== REQUIREMENTS ==
Locate the lines of the listing below that hold "React", then copy each of them.

== INFORMATION PROVIDED ==
* * * * *

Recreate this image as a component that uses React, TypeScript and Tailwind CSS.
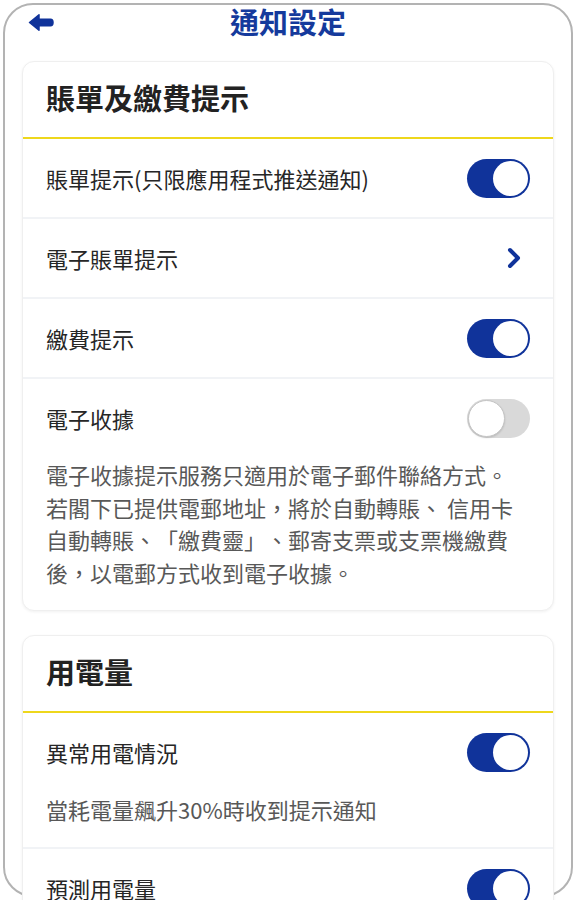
import React, { useState } from 'react';

const FONT = '"Noto Sans CJK TC", "Noto Sans CJK SC", "Noto Sans", sans-serif';

function Toggle({ on, onChange }: { on: boolean; onChange: () => void }) {
  return (
    <button
      onClick={onChange}
      className={`flex h-[39px] w-[63px] shrink-0 items-center rounded-full p-[2px] ${
        on ? 'justify-end bg-[#10339a]' : 'justify-start bg-[#d9d9d9]'
      }`}
    >
      <span
        className={`block rounded-full bg-white ${
          on ? 'h-[35px] w-[35px]' : 'h-[37px] w-[37px] -ml-[1px] border border-[#c4c4c4] shadow-[0_1px_2px_rgba(0,0,0,0.15)]'
        }`}
      />
    </button>
  );
}

function Chevron() {
  return (
    <svg width="14" height="22" viewBox="0 0 14 22" fill="none">
      <polyline
        points="3,3 11,11 3,19"
        stroke="#10339a"
        strokeWidth="4"
        strokeLinecap="round"
        strokeLinejoin="round"
      />
    </svg>
  );
}

function Row({ label, children }: { label: string; children?: React.ReactNode }) {
  return (
    <div className="box-content flex h-[78px] items-center justify-between px-[23px]">
      <span className="text-[22px] leading-[32px] text-[#262626]">{label}</span>
      {children}
    </div>
  );
}

function Card({ title, children }: { title: string; children: React.ReactNode }) {
  return (
    <div className="overflow-hidden rounded-[12px] border border-[#efefef] bg-white shadow-[0_1px_3px_rgba(0,0,0,0.06)]">
      <div className="flex h-[75px] items-center pb-[5px] pl-[23px]">
        <h2 className="text-[29px] font-bold leading-[40px] text-[#222]">{title}</h2>
      </div>
      <div className="h-[2px] bg-[#eed71c]" />
      <div className="divide-y-2 divide-[#f1f3f6]">{children}</div>
    </div>
  );
}

export default function App() {
  const [settings, setSettings] = useState({
    bill: true,
    payment: true,
    receipt: false,
    abnormal: true,
    forecast: true,
  });

  const flip = (key: keyof typeof settings) =>
    setSettings((s) => ({ ...s, [key]: !s[key] }));

  return (
    <div
      className="h-[900px] w-[576px] overflow-hidden bg-white p-[3px] [text-spacing-trim:space-all]"
      style={{ fontFamily: FONT }}
    >
      <div className="h-[894px] rounded-[30px] border-2 border-[#b3b3b3] bg-white">
        {/* Header */}
        <div className="grid h-[38px] grid-cols-[1fr_auto_1fr]">
          <div className="pl-[23px] pt-[8px]">
            <svg width="26" height="19" viewBox="0 0 26 19">
              <path
                d="M1.5 9.5 L11 1.8 L11 6.2 L22.5 6.2 Q25 6.2 25 9.5 Q25 12.8 22.5 12.8 L11 12.8 L11 17.2 Z"
                fill="#10339a"
                stroke="#10339a"
                strokeWidth="1.5"
                strokeLinejoin="round"
              />
            </svg>
          </div>
          <h1 className="text-[29px] font-bold leading-[33px] text-[#153a9c]">通知設定</h1>
          <div />
        </div>

        <div className="mx-[17px] mt-[18px] flex flex-col gap-[24px]">
          <Card title="賬單及繳費提示">
            <Row label="賬單提示(只限應用程式推送通知)">
              <Toggle on={settings.bill} onChange={() => flip('bill')} />
            </Row>
            <Row label="電子賬單提示">
              <span className="pr-[9px]">
                <Chevron />
              </span>
            </Row>
            <Row label="繳費提示">
              <Toggle on={settings.payment} onChange={() => flip('payment')} />
            </Row>
            <div className="pb-[22px]">
              <Row label="電子收據">
                <Toggle on={settings.receipt} onChange={() => flip('receipt')} />
              </Row>
              <p className="mt-[1px] whitespace-pre-line px-[23px] text-[22px] leading-[32.5px] text-[#585858]">
                {'電子收據提示服務只適用於電子郵件聯絡方式。\n若閣下已提供電郵地址，將於自動轉賬、 信用卡\n自動轉賬、「繳費靈」、郵寄支票或支票機繳費\n後，以電郵方式收到電子收據。'}
              </p>
            </div>
          </Card>

          <Card title="用電量">
            <div className="pb-[22px]">
              <Row label="異常用電情況">
                <Toggle on={settings.abnormal} onChange={() => flip('abnormal')} />
              </Row>
              <p className="mt-[2px] px-[23px] text-[22px] leading-[32px] text-[#585858]">
                當耗電量飆升30%時收到提示通知
              </p>
            </div>
            <Row label="預測用電量">
              <Toggle on={settings.forecast} onChange={() => flip('forecast')} />
            </Row>
          </Card>
        </div>
      </div>
    </div>
  );
}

* * * * *

== RIGHT ANSWER ==
Recreate this image as a component that uses React, TypeScript and Tailwind CSS.
import React, { useState } from 'react';
function Row({ label, children }: { label: string; children?: React.ReactNode }) {
function Card({ title, children }: { title: string; children: React.ReactNode }) {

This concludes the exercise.